The latter question must be solved according to the reality posed by each State facing this issue. Several proposals could be considered, including the possibility of creating a State court devoted exclusively to arbitration matters, as discussed in previous posts of the Kluwer Arbitration Blog (see here and here). However, in States where the practice of arbitration is still developing, such as Costa Rica, it is likely that the arbitration-related caseload is not large enough to justify such a policy.

Another proposal is to effectively channel any arbitration matter to a single judicial authority, different from the Supreme Court, which already has a heavy workload. In the case of Costa Rica, such a court could oversee matters such as: (1) the recognition of foreign awards, (2) the enforcement of domestic and international awards, (3) requests to compel or stay arbitration, and (4) requests for setting aside awards rendered in Costa Rica. Currently, all of these matters are handled by the First Chamber of the Supreme Court, except for enforcement proceedings, which are referred to the competent lower court, according to the internal jurisdictional rules (Article 99, Code of Civil Procedure). In the case of foreign awards, the system requires two distinct judicial proceedings: one for recognition and another one for enforcement.

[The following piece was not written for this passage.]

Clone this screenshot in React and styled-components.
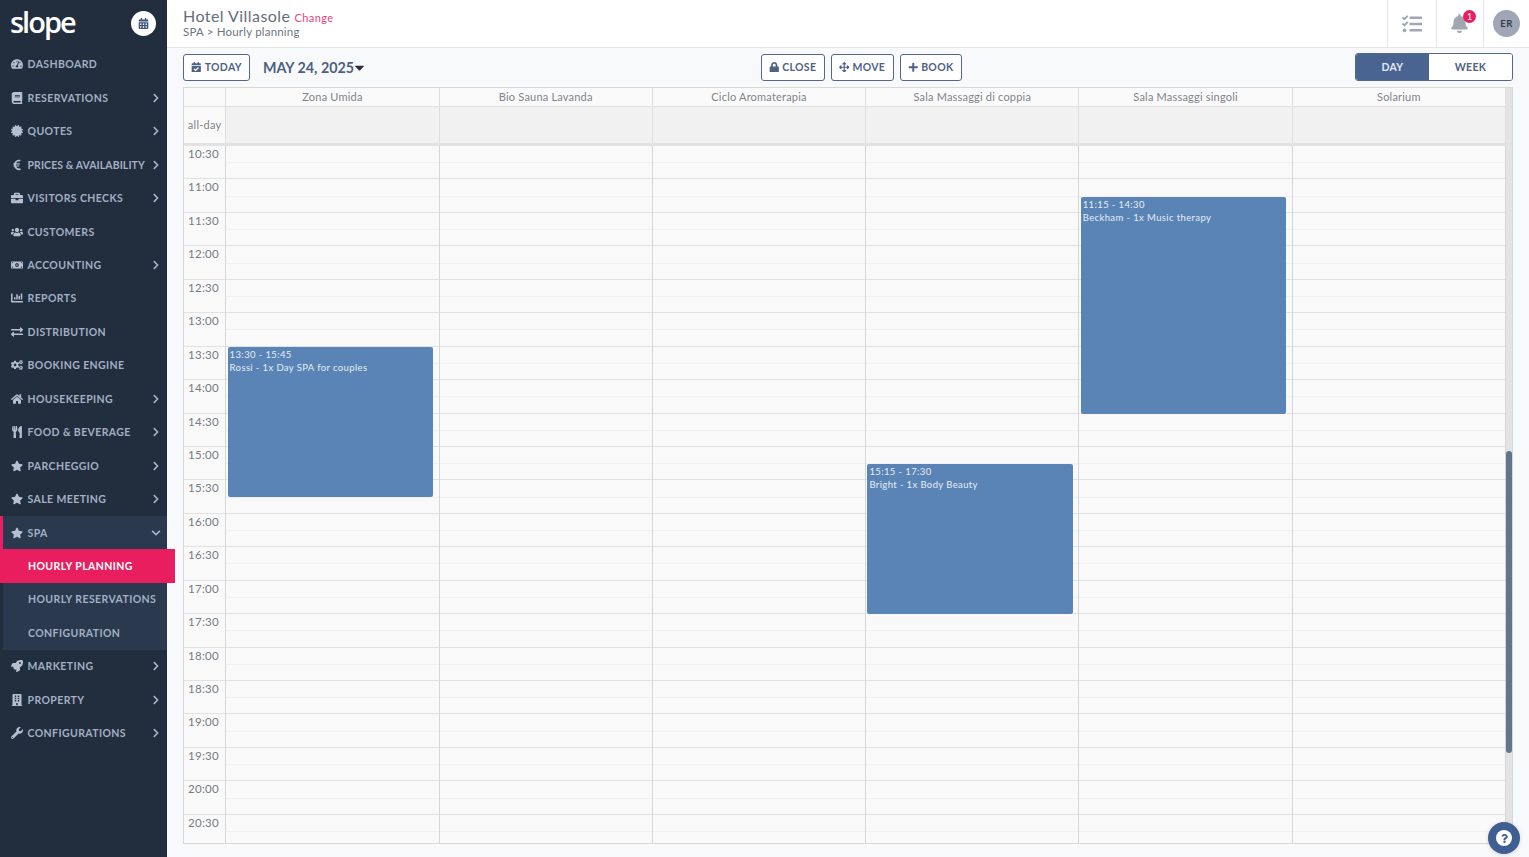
import React from 'react';
import styled, { createGlobalStyle } from 'styled-components';
import {
  FaTachometerAlt, FaBook, FaCertificate, FaEuroSign, FaBriefcase, FaUsers, FaMoneyBillAlt,
  FaChartBar, FaExchangeAlt, FaCogs, FaHome, FaUtensils, FaStar, FaRocket, FaBuilding, FaWrench,
  FaChevronRight, FaChevronDown, FaCalendarAlt, FaCalendarCheck, FaLock, FaArrowsAlt, FaPlus,
  FaCaretDown, FaBell, FaTasks, FaQuestion,
} from 'react-icons/fa';

const GlobalStyle = createGlobalStyle`
  html, body { margin: 0; padding: 0; height: 100%; }
  body { font-family: Lato, "Liberation Sans", sans-serif; background: #f8f9fa; overflow: hidden; }
  * { box-sizing: border-box; }
`;

const Page = styled.div`
  display: flex;
  width: 1529px;
  height: 857px;
`;

const Sidebar = styled.nav`
  width: 167px;
  flex-shrink: 0;
  background: #222d3e;
  position: relative;
  z-index: 2;
`;

const Brand = styled.div`
  height: 47.7px;
  display: flex;
  align-items: center;
  justify-content: space-between;
  padding: 0 11px 0 10px;
`;

const Logo = styled.span`
  color: #fff;
  font-family: "Open Sans", sans-serif;
  font-size: 29px;
  font-weight: 600;
  letter-spacing: -2px;
  line-height: 1;
  margin-top: -4px;
`;

const CalendarBadge = styled.span`
  width: 25px;
  height: 25px;
  border-radius: 50%;
  background: #fff;
  color: #3d5578;
  display: flex;
  align-items: center;
  justify-content: center;
  font-size: 11px;
`;

const NavRow = styled.div`
  height: 33.45px;
  display: flex;
  align-items: center;
  padding-left: 11px;
  padding-right: 6px;
  color: #a2afc4;
  font-size: 10.5px;
  font-weight: 700;
  letter-spacing: 0.4px;
  white-space: nowrap;
`;

const NavIcon = styled.span`
  width: 16.5px;
  flex-shrink: 0;
  display: flex;
  align-items: center;
  font-size: 12px;
  color: #b4bfd0;
`;

const NavLabel = styled.span`
  flex: 1;
  letter-spacing: ${(p) => (p.$tight ? '0.08px' : 'inherit')};
`;

const NavArrow = styled.span`
  display: flex;
  font-size: 10px;
  color: #a7b4c8;
`;

const NavGroup = styled.div`
  margin-left: 3px;
  background: #2a394e;
  position: relative;

  &::before {
    content: '';
    position: absolute;
    left: -3px;
    top: 0;
    width: 3px;
    height: 33.45px;
    background: #e91e63;
  }

  ${NavRow} { padding-left: 8px; }
`;

const SubItem = styled.div`
  height: 33.45px;
  display: flex;
  align-items: center;
  padding-left: 25px;
  color: #a2afc4;
  font-size: 10.5px;
  font-weight: 700;
  letter-spacing: 0.4px;
  white-space: nowrap;
`;

const ActiveSubItem = styled(SubItem)`
  background: #e91e5f;
  color: #fff;
  width: 175px;
  margin-left: -3px;
  padding-left: 28px;
  position: relative;
`;

const Main = styled.div`
  flex: 1;
  display: flex;
  flex-direction: column;
  min-width: 0;
`;

const Header = styled.header`
  height: 48px;
  background: #fff;
  border-bottom: 1px solid #e4e6ea;
  display: flex;
  align-items: stretch;
  justify-content: space-between;
  padding-left: 16px;
`;

const TitleBlock = styled.div`
  display: flex;
  flex-direction: column;
  justify-content: center;
  padding-bottom: 2px;
`;

const HotelLine = styled.div`
  display: flex;
  align-items: baseline;
  gap: 4px;
  line-height: 16px;
`;

const HotelName = styled.span`
  font-size: 16px;
  letter-spacing: 0.45px;
  color: #656d7b;
`;

const ChangeLink = styled.span`
  font-size: 11px;
  letter-spacing: 0.4px;
  color: #e8457f;
`;

const Crumb = styled.div`
  font-size: 11.5px;
  letter-spacing: 0.2px;
  line-height: 12px;
  color: #6d7582;
`;

const HeaderTools = styled.div`
  display: flex;
`;

const ToolCell = styled.div`
  width: ${(p) => p.$w}px;
  padding-right: ${(p) => p.$pr || 0}px;
  border-left: 1px solid #e6e7ea;
  display: flex;
  align-items: center;
  justify-content: center;
  position: relative;
  color: #a0a6b2;
`;

const BellBadge = styled.span`
  position: absolute;
  top: 10px;
  left: 26px;
  width: 13px;
  height: 13px;
  border-radius: 50%;
  background: #e91e5f;
  color: #fff;
  font-size: 9px;
  line-height: 13px;
  text-align: center;
`;

const Avatar = styled.span`
  width: 27px;
  height: 27px;
  border-radius: 50%;
  background: #a0a6b6;
  color: #333b48;
  font-size: 9.5px;
  font-weight: 700;
  letter-spacing: 0.4px;
  display: flex;
  align-items: center;
  justify-content: center;
`;

const Content = styled.div`
  flex: 1;
  padding: 5px 16px 13px;
  display: flex;
  flex-direction: column;
  min-height: 0;
`;

const Toolbar = styled.div`
  height: 34px;
  display: flex;
  align-items: flex-start;
  justify-content: space-between;
`;

const ToolGroup = styled.div`
  display: flex;
  align-items: center;
  gap: ${(p) => p.$gap || 6}px;
  margin-top: 1px;
`;

const OutlineButton = styled.button`
  height: 27px;
  width: ${(p) => p.$w}px;
  padding: 0 0 1px;
  border: 1px solid #53678a;
  border-radius: 3px;
  background: #fff;
  color: #4f6285;
  font-family: inherit;
  font-size: 10.5px;
  font-weight: 700;
  letter-spacing: 0.3px;
  display: flex;
  align-items: center;
  justify-content: center;
  gap: 3px;
  svg { font-size: 10.5px; }
`;

const DateLabel = styled.div`
  display: flex;
  align-items: center;
  color: #4d5f82;
  font-size: 14.3px;
  font-weight: 700;
  svg { color: #2a2f3a; font-size: 15px; margin-left: -2px; }
`;

const Segmented = styled.div`
  display: flex;
  height: 28px;
  margin-top: -1px;
  border: 1px solid #53678a;
  border-radius: 3px;
  overflow: hidden;
  background: #fff;
`;

const Segment = styled.div`
  width: ${(p) => p.$w}px;
  display: flex;
  align-items: center;
  justify-content: center;
  padding-bottom: 1px;
  font-size: 10.5px;
  font-weight: 700;
  letter-spacing: 0.3px;
  background: ${(p) => (p.$on ? '#4a6491' : '#fff')};
  color: ${(p) => (p.$on ? '#e4e9f1' : '#4f6285')};
`;

const Calendar = styled.div`
  flex: 1;
  min-height: 0;
  border: 1px solid #d8d8d8;
  background: #f9f9f9;
  display: flex;
  flex-direction: column;
  position: relative;
  overflow: hidden;
`;

const ColumnsRow = styled.div`
  display: grid;
  grid-template-columns: 42.3px repeat(6, 1fr) 6px;
  height: ${(p) => p.$h}px;
  flex-shrink: 0;
  background: ${(p) => p.$bg};
  border-bottom: ${(p) => p.$line};
`;

const HeadCell = styled.div`
  border-right: 1px solid #dedede;
  font-size: 11px;
  letter-spacing: 0.2px;
  color: #80848b;
  text-align: center;
  line-height: 18px;
`;

const AllDayCell = styled.div`
  border-right: 1px solid #dedede;
  font-size: 11px;
  letter-spacing: 0.25px;
  color: #80848b;
  padding-top: 11px;
  text-align: center;
  background: ${(p) => p.$bg || 'transparent'};
`;

const ScrollStub = styled.div`
  background: #e3e3e3;
`;

const TimeBody = styled.div`
  flex: 1;
  min-height: 0;
  display: grid;
  grid-template-columns: 42.3px repeat(6, 1fr) 6px;
  overflow: hidden;
`;

const AxisColumn = styled.div`
  border-right: 1px solid #d6d6d6;
`;

const AxisSlot = styled.div`
  height: 33.45px;
  border-bottom: 1px solid #e2e2e2;
  font-size: 11.5px;
  letter-spacing: 0.3px;
  color: #777b82;
  padding: 1px 0 0 4px;
  line-height: 14px;
`;

const DayColumn = styled.div`
  position: relative;
  border-right: 1px solid #d6d6d6;
`;

const Slot = styled.div`
  height: 33.45px;
  border-bottom: 1px solid #e2e2e2;
  position: relative;

  &::after {
    content: '';
    position: absolute;
    left: 0;
    right: 0;
    top: 16.2px;
    border-top: 1px solid #f0f0f0;
  }
`;

const EventCard = styled.div`
  position: absolute;
  left: 1.3px;
  right: 5.3px;
  background: #5a84b6;
  border-radius: 2px;
  color: #e6edf5;
  font-size: 9.5px;
  letter-spacing: 0.38px;
  line-height: 13px;
  padding: 1px 2px;
  z-index: 1;
`;

const ScrollTrack = styled.div`
  background: #e3e3e3;
  position: relative;
`;

const ScrollThumb = styled.div`
  position: absolute;
  left: 0;
  right: 0;
  top: 305px;
  height: 302px;
  border-radius: 4px;
  background: #64748c;
`;

const HelpButton = styled.button`
  position: fixed;
  left: 1488px;
  top: 822px;
  width: 32px;
  height: 32px;
  border-radius: 50%;
  border: none;
  padding: 0;
  background: #3f5f92;
  display: flex;
  align-items: center;
  justify-content: center;
  z-index: 3;
  box-shadow: 0 1px 4px rgba(0, 0, 0, 0.15);
`;

const HelpInner = styled.span`
  width: 16px;
  height: 16px;
  border-radius: 50%;
  background: #fff;
  color: #3f5f92;
  display: flex;
  align-items: center;
  justify-content: center;
  font-size: 9px;
`;

const NAV_TOP = [
  { label: 'DASHBOARD', icon: FaTachometerAlt },
  { label: 'RESERVATIONS', icon: FaBook, arrow: true },
  { label: 'QUOTES', icon: FaCertificate, arrow: true },
  { label: 'PRICES & AVAILABILITY', icon: FaEuroSign, arrow: true, tight: true },
  { label: 'VISITORS CHECKS', icon: FaBriefcase, arrow: true },
  { label: 'CUSTOMERS', icon: FaUsers },
  { label: 'ACCOUNTING', icon: FaMoneyBillAlt, arrow: true },
  { label: 'REPORTS', icon: FaChartBar },
  { label: 'DISTRIBUTION', icon: FaExchangeAlt },
  { label: 'BOOKING ENGINE', icon: FaCogs },
  { label: 'HOUSEKEEPING', icon: FaHome, arrow: true },
  { label: 'FOOD & BEVERAGE', icon: FaUtensils, arrow: true },
  { label: 'PARCHEGGIO', icon: FaStar, arrow: true },
  { label: 'SALE MEETING', icon: FaStar, arrow: true },
];

const NAV_BOTTOM = [
  { label: 'MARKETING', icon: FaRocket, arrow: true },
  { label: 'PROPERTY', icon: FaBuilding, arrow: true },
  { label: 'CONFIGURATIONS', icon: FaWrench, arrow: true },
];

const RESOURCES = [
  'Zona Umida',
  'Bio Sauna Lavanda',
  'Ciclo Aromaterapia',
  'Sala Massaggi di coppia',
  'Sala Massaggi singoli',
  'Solarium',
];

const EVENTS = {
  0: { from: 13.5, to: 15.75, time: '13:30 - 15:45', title: 'Rossi - 1x Day SPA for couples' },
  3: { from: 15.25, to: 17.5, time: '15:15 - 17:30', title: 'Bright - 1x Body Beauty' },
  4: { from: 11.25, to: 14.5, time: '11:15 - 14:30', title: 'Beckham - 1x Music therapy' },
};

const SLOT_H = 33.45;
const FIRST_HOUR = 10.5;
const times = Array.from({ length: 21 }, (_, i) => {
  const mins = 630 + i * 30;
  return `${Math.floor(mins / 60)}:${mins % 60 === 0 ? '00' : '30'}`;
});

const NavItem = ({ item }) => {
  const Icon = item.icon;
  return (
    <NavRow>
      <NavIcon><Icon /></NavIcon>
      <NavLabel $tight={item.tight}>{item.label}</NavLabel>
      {item.arrow && <NavArrow><FaChevronRight /></NavArrow>}
    </NavRow>
  );
};

const App = () => (
  <Page>
    <GlobalStyle />
    <Sidebar>
      <Brand>
        <Logo>slope</Logo>
        <CalendarBadge><FaCalendarAlt /></CalendarBadge>
      </Brand>
      {NAV_TOP.map((item) => <NavItem key={item.label} item={item} />)}
      <NavGroup>
        <NavRow>
          <NavIcon><FaStar /></NavIcon>
          <NavLabel>SPA</NavLabel>
          <NavArrow><FaChevronDown /></NavArrow>
        </NavRow>
        <ActiveSubItem>HOURLY PLANNING</ActiveSubItem>
        <SubItem>HOURLY RESERVATIONS</SubItem>
        <SubItem>CONFIGURATION</SubItem>
      </NavGroup>
      {NAV_BOTTOM.map((item) => <NavItem key={item.label} item={item} />)}
    </Sidebar>
    <Main>
      <Header>
        <TitleBlock>
          <HotelLine>
            <HotelName>Hotel Villasole</HotelName>
            <ChangeLink>Change</ChangeLink>
          </HotelLine>
          <Crumb>SPA &gt; Hourly planning</Crumb>
        </TitleBlock>
        <HeaderTools>
          <ToolCell $w={49}>
            <FaTasks size={20} />
          </ToolCell>
          <ToolCell $w={47} $pr={2}>
            <FaBell size={19} />
            <BellBadge>1</BellBadge>
          </ToolCell>
          <ToolCell $w={46}>
            <Avatar>ER</Avatar>
          </ToolCell>
        </HeaderTools>
      </Header>
      <Content>
        <Toolbar>
          <ToolGroup $gap={13}>
            <OutlineButton $w={67}><FaCalendarCheck />TODAY</OutlineButton>
            <DateLabel>MAY 24, 2025<FaCaretDown /></DateLabel>
          </ToolGroup>
          <ToolGroup>
            <OutlineButton $w={64}><FaLock />CLOSE</OutlineButton>
            <OutlineButton $w={63}><FaArrowsAlt />MOVE</OutlineButton>
            <OutlineButton $w={62}><FaPlus />BOOK</OutlineButton>
          </ToolGroup>
          <ToolGroup>
            <Segmented>
              <Segment $w={73} $on>DAY</Segment>
              <Segment $w={83}>WEEK</Segment>
            </Segmented>
          </ToolGroup>
        </Toolbar>
        <Calendar>
          <ColumnsRow $h={19} $bg="#fafafa" $line="1px solid #e0e0e0">
            <HeadCell />
            {RESOURCES.map((name) => <HeadCell key={name}>{name}</HeadCell>)}
            <ScrollStub />
          </ColumnsRow>
          <ColumnsRow $h={39} $bg="#f1f1f1" $line="3px solid #e2e2e2">
            <AllDayCell $bg="#f9f9f9">all-day</AllDayCell>
            {RESOURCES.map((name) => <AllDayCell key={name} />)}
            <ScrollStub />
          </ColumnsRow>
          <TimeBody>
            <AxisColumn>
              {times.map((t) => <AxisSlot key={t}>{t}</AxisSlot>)}
            </AxisColumn>
            {RESOURCES.map((name, col) => {
              const ev = EVENTS[col];
              return (
                <DayColumn key={name}>
                  {times.map((t) => <Slot key={t} />)}
                  {ev && (
                    <EventCard
                      style={{
                        top: (ev.from - FIRST_HOUR) * 2 * SLOT_H + 0.5,
                        height: (ev.to - ev.from) * 2 * SLOT_H - 0.5,
                      }}
                    >
                      <div>{ev.time}</div>
                      <div>{ev.title}</div>
                    </EventCard>
                  )}
                </DayColumn>
              );
            })}
            <ScrollTrack><ScrollThumb /></ScrollTrack>
          </TimeBody>
        </Calendar>
      </Content>
    </Main>
    <HelpButton aria-label="Help">
      <HelpInner><FaQuestion /></HelpInner>
    </HelpButton>
  </Page>
);

export default App;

The authors propose that the relevant laws (e.g. the Code of Civil Procedure, the Law on International Commercial Arbitration, and the Judiciary Act) are amended, empowering the competent lower courts to both recognize and enforce foreign awards under a single proceeding. Far from requiring the creation of a new type of legal procedure, the recognition of the award could be treated as a preliminary question during the enforcement action. All of this would save time, in turn contributing to the better fulfilment of the goals of the NY Convention.

 

Conclusion

Facilitating cross-border trade and business transactions is in the best interest of developing States, and the availability of effective dispute settlement mechanisms is a core component of achieving that goal. The NY Convention, and to a lesser extent, the Panama Convention, are at the forefront of this, as they provide companies with reliable bases for pursuing transnational claims.

For these reasons, the Contracting States of these instruments should constantly strive to find ways to enhance their efficiency. The “dependency” that arbitration has on States and their courts should not be a crutch. Instead, the relationship between the two should be mutually beneficial, with both sides understanding that they contribute to each other.